Of course both these sentiments belong to more troubled times and places. Neither quite applies to 21st century Western Europe, where countries tend not to go to war with each other any more. A point underlined by the imminent closure, announced earlier this year, of Sweden’s Irish Embassy.

Explaining the decision then, the outgoing ambassador said it resulted from a “paradox” whereby relations between the countries were so friendly now that a permanent mission here was unnecessary, whereas Sweden needed to concentrate resources in places where relations are “strained”. And yes he would say that: he’s a diplomat. But you can see his point.

Barring an unexpected rise in tensions during the millennium of the Battle of Clontarf (as a subset of the Danes, the Swedes were indirectly implicated in Brian Boru’s assassination) in 2014, it’s hard to envisage any future problem in Hiberno-Swedish relations that couldn’t be resolved by phone-call or e-mail: or, at worst, by a flight to Stockholm.

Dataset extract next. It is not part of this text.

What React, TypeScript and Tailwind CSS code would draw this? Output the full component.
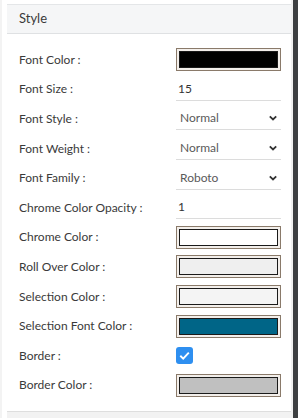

In fact, in these days of easy travel and instant communication, the wonder is that more governments don’t close down embassies here, and that we don’t reciprocate.

We could probably replace most of our foreign missions with Facebook accounts: inviting other countries to become our “friends”, share photographs, post comments, etc. When necessary – if we found they were forging Irish passports, say – we could also “un-friend” them. Would this really be any less effective that the traditional, vastly more expensive, arrangements? It’s true that instantaneous communications have their pitfalls. Facebook etiquette is a vexed subject. And although we’ve had longer to get used to it, even phone-texting can be problematical. The elliptical nature of

texts is prone to cause misunderstandings: hence the use of “emoticons” to compensate for the lack of actual faces we can read for clues to meaning.

History students will recall that the Franco-Prussian War was precipitated by a text – or “telegram” as it was called then – slightly edited by Bismarck and published with just such sinister intent. Had the King of Prussia included a “smiley” – even the humorously exasperated one – to describe the ultimatum presented him by the French ambassador, perhaps Bismarck would not have been able to manipulate public opinion as he did.

Regardless, that event will serve as a useful reminder – should embassies become a thing of the past – about the limits of electronic communication. One can imagine that during the Clontarf millennium commemorations, for example, some Irish politician somewhere may mention that the King of the Danes back then was a “Cnut”. Which is only the truth, of course. But you can see how it might be misinterpreted.